We should have a great many fewer disputes in the world if words were taken for what they are, the signs of our ideas only, and not for things themselves.

—John Locke, 1690

Newspapers always excite curiosity. No one ever lays one down without a feeling of disappointment.

—Charles Lamb, 1833

I have often repented speaking, but never of holding my tongue.

—Xenocrates, c. 350 BC

Slang is as old as speech and the congregating together of people in cities.
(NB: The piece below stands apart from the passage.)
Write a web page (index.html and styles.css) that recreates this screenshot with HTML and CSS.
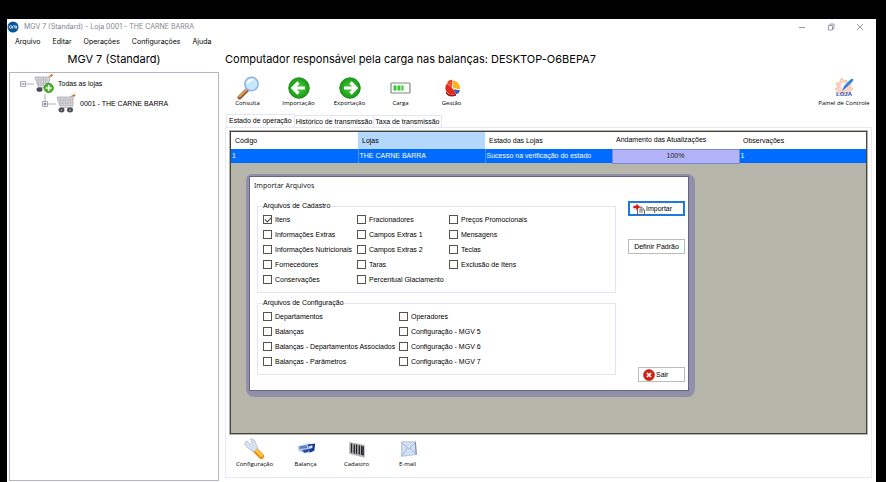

It is the result of crowding and excitement and artificial life.

—John Camden Hotten, 1859

Slang is a language that rolls up its sleeves, spits on its hands, and goes to work.

—Carl Sandburg, 1959

A good newspaper, I suppose, is a nation talking to itself.

—Arthur Miller, 1961

Language ought to be the joint creation of poets and manual workers.

—George Orwell, 1944

In the case of news, we should always wait for the sacrament of confirmation.

—Voltaire, 1764

Every man is surrounded by a neighborhood of voluntary spies.

—Jane Austen, 1818

Speak and speed; the close mouth catches no flies.

—Benjamin Franklin, c. 1732

Man is the one name belonging to every nation upon earth: there is one soul and many tongues, one spirit and various sounds; every country has its own speech, but the subjects of speech are common to all.

—Tertullian, c. 217

The newspaper is the natural enemy of the book, as the whore is of the decent woman.